November 12, 2009
UW will lead $13 million collaborative vaccine project
Kineta, Inc., a Seattle biotechnology company, will partner with the UW to develop novel vaccine adjuvants Iagents that help boost the immune system. The National Institute of Allergy and Infectious Diseases, part of the National Institutes of Health (NIH), awarded Kineta a $6.8 million subcontract, which is part of a $13 million award to the UW. Dr. Michael Gale, Jr., UW associate professor of immunology, will serve as program director and principal investigator to direct the studies on the contract. Gale is also adjunct associate professor of global health and microbiology, and affiliate investigator of the Clinical Research Division of the Fred Hutchinson Cancer Research Center,
Under the terms of the five-year contract, Kineta will identify, analyze and initiate preclinical studies on small molecules that activate the retinoic acid inducible gene I (RIG-I) pathway of the innate immune response. Gale’s lab will evaluate the mechanisms of action of the selected lead compounds and develop methods of optimization. Adding to the strength of the scientific team is Dr. Michael Katze, UW professor of microbiology and associate director of the Washington Regional Primate Research Center. Katze will provide bioinformatics to support the work of the contract, and Dr. Shawn P. Iadonato, chief scientific officer at Kineta, will lead the high through-put screening and pharmacology work.

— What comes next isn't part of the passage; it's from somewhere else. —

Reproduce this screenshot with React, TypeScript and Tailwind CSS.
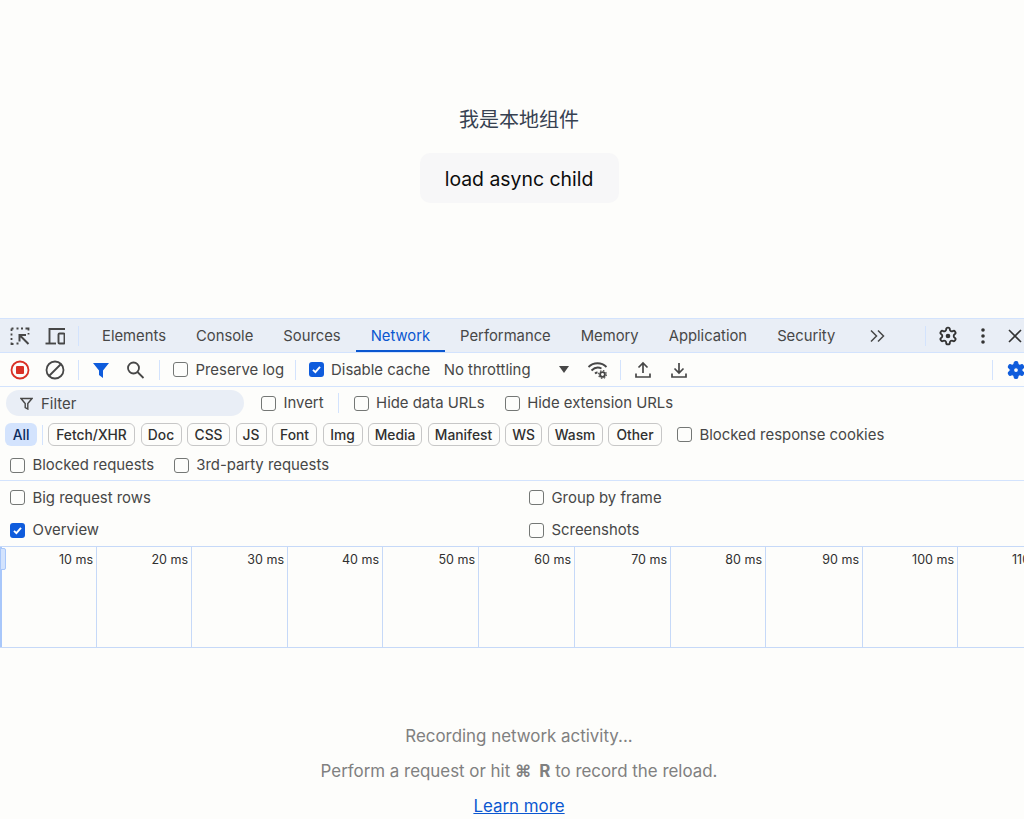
import React from "react";

const font = { fontFamily: '"Inter", "Noto Sans CJK SC", sans-serif' };
const GEAR =
  "M12.22 2h-.44a2 2 0 0 0-2 2v.18a2 2 0 0 1-1 1.73l-.43.25a2 2 0 0 1-2 0l-.15-.08a2 2 0 0 0-2.73.73l-.22.38a2 2 0 0 0 .73 2.73l.15.1a2 2 0 0 1 1 1.72v.51a2 2 0 0 1-1 1.74l-.15.09a2 2 0 0 0-.73 2.73l.22.38a2 2 0 0 0 2.73.73l.15-.08a2 2 0 0 1 2 0l.43.25a2 2 0 0 1 1 1.73V20a2 2 0 0 0 2 2h.44a2 2 0 0 0 2-2v-.18a2 2 0 0 1 1-1.73l.43-.25a2 2 0 0 1 2 0l.15.08a2 2 0 0 0 2.73-.73l.22-.39a2 2 0 0 0-.73-2.73l-.15-.08a2 2 0 0 1-1-1.74v-.5a2 2 0 0 1 1-1.74l.15-.09a2 2 0 0 0 .73-2.73l-.22-.38a2 2 0 0 0-2.73-.73l-.15.08a2 2 0 0 1-2 0l-.43-.25a2 2 0 0 1-1-1.73V4a2 2 0 0 0-2-2z";

function Check({ label, checked = false, className = "" }: { label: string; checked?: boolean; className?: string }) {
  return (
    <label className={"flex items-center gap-[7.500px] text-[14.9px] leading-[20px] text-[#474747] " + className}>
      {checked ? (
        <span className="flex h-[15px] w-[15px] items-center justify-center rounded-[3px] bg-[#0f5cdc]">
          <svg width="11" height="11" viewBox="0 0 11 11" fill="none"><path d="M2 5.8 4.400 8.200 9 2.800" stroke="#fff" strokeWidth="1.900" /></svg>
        </span>
      ) : (
        <span className="h-[15px] w-[15px] rounded-[3px] border border-[#747775] bg-[#fdfdfb]" />
      )}
      <span>{label}</span>
    </label>
  );
}

function VSep({ className = "" }: { className?: string }) {
  return <span className={"h-[20px] w-px shrink-0 bg-[#d3e3fd] " + className} />;
}

const tabs = ["Elements", "Console", "Sources", "Network", "Performance", "Memory", "Application", "Security"];
const chips: [string, string][] = [
  ["Fetch/XHR", "w-[87px]"], ["Doc", "w-[41px]"], ["CSS", "w-[43px]"], ["JS", "w-[31px]"], ["Font", "w-[45px]"],
  ["Img", "w-[40px]"], ["Media", "w-[54px]"], ["Manifest", "w-[72px]"], ["WS", "w-[37px]"], ["Wasm", "w-[55px]"], ["Other", "w-[54px]"],
];
const ticks = [
  ["10 ms", 95], ["20 ms", 95], ["30 ms", 96], ["40 ms", 95], ["50 ms", 96], ["60 ms", 96], ["70 ms", 96], ["80 ms", 95], ["90 ms", 97], ["100 ms", 95],
] as [string, number][];

export default function App() {
  return (
    <div style={font} className="flex h-[819px] w-[1024px] flex-col overflow-hidden bg-[#fdfdfb]">
      <div className="flex h-[318px] shrink-0 flex-col items-center bg-[#fdfdfb] pl-[14px]">
        <p className="mt-[108px] text-[20px] leading-[24px] text-[#374151]">我是本地组件</p>
        <button className="mt-[21px] h-[50px] w-[199px] rounded-[10px] bg-[#f7f7f8] pt-[4px] text-[19.400px] font-[430] text-[#0c0c0c]">load async child</button>
      </div>

      {/* tab bar */}
      <div className="flex h-[35px] shrink-0 items-center border-y border-[#d3e3fd] bg-[#e9eef6] text-[14.800px] text-[#474747]">
        <svg className="ml-[10px] shrink-0" width="20" height="20" viewBox="0 0 20 20" fill="none" stroke="#474747" strokeWidth="1.800">
          <path d="M1.500 2.500h2M6.500 2.500h2M11 2.500h2M15.500 2.500h3v2M18.500 7v1.500M1.500 2.500v2.500M1.500 7.500v2M1.500 12v2M1.500 16.500v1.500h2M6.500 17.500h2" />
          <path d="M18.500 18 9.500 9M9.500 15.500V9H16" strokeWidth="2" />
        </svg>
        <svg className="ml-[15px] shrink-0" width="20" height="20" viewBox="0 0 20 20" fill="none" stroke="#474747" strokeWidth="1.900">
          <path d="M4.500 17V3H20" />
          <path d="M.5 17.500h10.500" />
          <rect x="13.500" y="7.500" width="6" height="10" rx="1" />
        </svg>
        <VSep className="ml-[13px]" />
        <div className="ml-[8px] flex h-full">
          {tabs.map((t) => (
            <div key={t} className={"flex h-full items-center whitespace-nowrap border-b-2 px-[15px] pt-[3px] " + (t === "Network" ? "border-[#0b57d0] text-[#0b57d0]" : "border-transparent")}>{t}</div>
          ))}
        </div>
        <svg className="ml-[19px] shrink-0" width="18" height="18" viewBox="0 0 18 18" fill="none" stroke="#474747" strokeWidth="1.500"><path d="m2 3.500 5.500 5.500L2 14.500M9 3.500l5.500 5.500L9 14.500" /></svg>
        <VSep className="ml-[38px]" />
        <svg className="ml-[11.500px] shrink-0" width="20" height="20" viewBox="0 0 24 24" fill="none" stroke="#333" strokeWidth="2.200" strokeLinejoin="round">
          <path d={GEAR} />
          <circle cx="12" cy="12" r="2.800" fill="#333" strokeWidth="0" />
        </svg>
        <svg className="ml-[23px] shrink-0" width="4" height="16" viewBox="0 0 4 16" fill="#333"><circle cx="2" cy="2" r="1.800" /><circle cx="2" cy="8" r="1.800" /><circle cx="2" cy="14" r="1.800" /></svg>
        <svg className="ml-[23px] shrink-0" width="14" height="14" viewBox="0 0 14 14" fill="none" stroke="#333" strokeWidth="1.600"><path d="m1 1 12 12M13 1 1 13" /></svg>
      </div>

      {/* toolbar */}
      <div className="flex h-[34px] shrink-0 items-center border-b border-[#d3e3fd]">
        <svg className="ml-[10px] shrink-0" width="20" height="20" viewBox="0 0 20 20"><circle cx="10" cy="10" r="8.500" fill="none" stroke="#d93025" strokeWidth="1.800" /><rect x="6" y="6" width="8" height="8" rx="1" fill="#d93025" /></svg>
        <svg className="ml-[15px] shrink-0" width="20" height="20" viewBox="0 0 20 20" fill="none" stroke="#474747" strokeWidth="1.800"><circle cx="10" cy="10" r="8.500" /><path d="M4 16 16 4" /></svg>
        <VSep className="ml-[13px]" />
        <svg className="ml-[14px] shrink-0" width="16" height="16" viewBox="0 0 16 16" fill="#0f5cdc"><path d="M0 1h16L10 8.500V16L6 13V8.500z" /></svg>
        <svg className="ml-[16px] shrink-0" width="20" height="20" viewBox="0 0 20 20" fill="none" stroke="#474747" strokeWidth="1.800"><circle cx="8.500" cy="8" r="5.500" /><path d="m12.500 12 6 6" /></svg>
        <VSep className="ml-[14px]" />
        <Check label="Preserve log" className="ml-[13px]" />
        <VSep className="ml-[10.500px]" />
        <Check label="Disable cache" checked className="ml-[13px]" />
        <span className="ml-[13.500px] text-[14.900px] leading-[20px] text-[#474747]">No throttling</span>
        <svg className="ml-[27px] shrink-0" width="12" height="8" viewBox="0 0 12 8" fill="#474747"><path d="M1 0h10L6 7z" /></svg>
        <svg className="ml-[17px] shrink-0" width="22" height="20" viewBox="0 0 22 20" fill="none" stroke="#474747" strokeWidth="1.800">
          <path d="M1.500 7C6.500 2 14.500 2 19.500 7M4.500 10.500C7.500 7.500 11.500 7 14.500 8.500M8 13.500c.8-.7 1.500-1 2.500-1" />
          <circle cx="15.500" cy="14.500" r="2.400" strokeWidth="1.900" />
          <circle cx="15.500" cy="14.500" r="3.900" strokeWidth="1.100" strokeDasharray="1.500 1.560" />
        </svg>
        <VSep className="ml-[11px]" />
        <svg className="ml-[13px] shrink-0" width="18" height="18" viewBox="0 0 18 18" fill="none" stroke="#474747" strokeWidth="1.700"><path d="M9 12V2M4.500 6.500 9 2l4.500 4.500M2 12.500V16h14v-3.500" /></svg>
        <svg className="ml-[18px] shrink-0" width="18" height="18" viewBox="0 0 18 18" fill="none" stroke="#474747" strokeWidth="1.700"><path d="M9 2v10M4.500 7.500 9 12l4.500-4.500M2 12.500V16h14v-3.500" /></svg>
        <VSep className="ml-auto" />
        <svg className="ml-[13px] -mr-[2px] shrink-0" width="20" height="20" viewBox="0 0 24 24" fill="#0f5cdc" stroke="#0f5cdc" strokeWidth="1.500">
          <path fillRule="evenodd" d={GEAR + "M12 9a3 3 0 1 0 0 6 3 3 0 0 0 0-6z"} />
        </svg>
      </div>

      {/* filter row */}
      <div className="flex h-[32px] shrink-0 items-center">
        <div className="ml-[6px] flex h-[26px] w-[238px] items-center rounded-[13px] bg-[#e9eef6] text-[14.900px] leading-[20px] text-[#474747]">
          <svg className="ml-[14px]" width="13" height="13" viewBox="0 0 13 13" fill="none" stroke="#474747" strokeWidth="1.400"><path d="M1 1.500h11L7.800 6.500v5.500L5.200 10.500v-4z" /></svg>
          <span className="ml-[8px] pt-[1px]">Filter</span>
        </div>
        <Check label="Invert" className="ml-[17px]" />
        <VSep className="ml-[14px]" />
        <Check label="Hide data URLs" className="ml-[15px]" />
        <Check label="Hide extension URLs" className="ml-[20px]" />
      </div>

      {/* chips */}
      <div className="flex h-[31px] shrink-0 items-center">
        <span className="ml-[5px] flex h-[23px] w-[32px] items-center justify-center rounded-[6px] bg-[#d3e3fd] pt-[1px] text-[13.800px] font-medium text-[#0a2a5c]">All</span>
        <VSep className="ml-[5px]" />
        <div className="ml-[5px] flex gap-[5.500px]">
          {chips.map(([c, w]) => (
            <span key={c} className={"flex h-[23px] items-center justify-center rounded-[6px] border border-[#c7c7c7] pt-[1px] text-[13.800px] font-medium text-[#303030] " + w}>{c}</span>
          ))}
        </div>
        <Check label="Blocked response cookies" className="ml-[15px]" />
      </div>

      {/* blocked */}
      <div className="flex h-[31px] shrink-0 items-center border-b border-[#d3e3fd] pl-[10px]">
        <Check label="Blocked requests" />
        <Check label="3rd-party requests" className="ml-[19.500px]" />
      </div>

      {/* settings */}
      <div className="grid h-[65px] shrink-0 grid-cols-[519px_1fr] grid-rows-[33px_32px] items-center pl-[10px]">
        <Check label="Big request rows" />
        <Check label="Group by frame" />
        <Check label="Overview" checked />
        <Check label="Screenshots" />
      </div>

      {/* overview */}
      <div className="relative flex h-[102px] shrink-0 border-y border-[#c6d9f8]">
        <span className="absolute left-0 top-[1px] h-[22px] w-[6px] rounded-r-[2px] border border-[#a8c7fa] bg-[#d3e3fd]" />
        <div className="flex w-full border-l-2 border-[#a8c7fa]">
          {ticks.map(([t, w]) => (
            <div key={t} style={{ width: w }} className="h-full shrink-0 border-r border-[#c6d9f8] pr-[3px] pt-[5px] text-right text-[12.500px] leading-[16px] text-[#303030]">{t}</div>
          ))}
          <div className="whitespace-nowrap pl-[54px] pt-[5px] text-[12.500px] leading-[16px] text-[#303030]">110 ms</div>
        </div>
      </div>

      {/* empty */}
      <div className="flex flex-1 flex-col items-center pl-[14px] text-[16.900px] text-[#808080]">
        <p className="mt-[76px] leading-[24px]">Recording network activity...</p>
        <p className="mt-[11px] leading-[24px]">Perform a request or hit <b className="font-bold">⌘&nbsp;&nbsp;R</b> to record the reload.</p>
        <a className="mt-[11px] leading-[24px] text-[#0b57d0] underline">Learn more</a>
      </div>
    </div>
  );
}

The overarching goal of the contract is to develop vaccine adjuvants that tap into and utilize the power of the innate immune system to fight disease. “Kineta’s scientific team is honored to receive this award to assist the UW and the NIH in carrying out this important work. We look forward to delivering into the clinical pipeline new agents to boost the power of vaccines to improve human health,” said Iadonato.
Gale concurred, saying, “More effective and potent vaccines are in critical need here in the United States and around the world, particularly to address key viral infections, including infections from the influenza viruses and human immunodeficiency virus (HIV). In addition, there is an important need to develop novel adjuvants to support the development of an effective vaccine against hepatitis C virus.”
Gale’s laboratory has been instrumental in defining the virus and host processes by which RNA viruses, including hepatitis C virus, West Nile virus, influenza virus, and now HIV, trigger and control innate immune defenses during infection. Gale’s research team has been credited with identifying the RIG-I pathway as a key to triggering immunity against RNA viruses early in infection. RIG-I is a vital cellular protein that functions as a molecular “on/off” switch triggering the body’s immune defenses. Molecules (adjuvants) that activate the RIG-I pathway, when added to vaccines, have the potential to substantially accelerate, prolong or enhance the activity of the vaccines.
Kineta is a discovery-stage biotechnology company focused on the development of new types of antiviral and autoimmune drugs. The Kineta team has a track record of developing novel drug classes to treat a variety of viral diseases.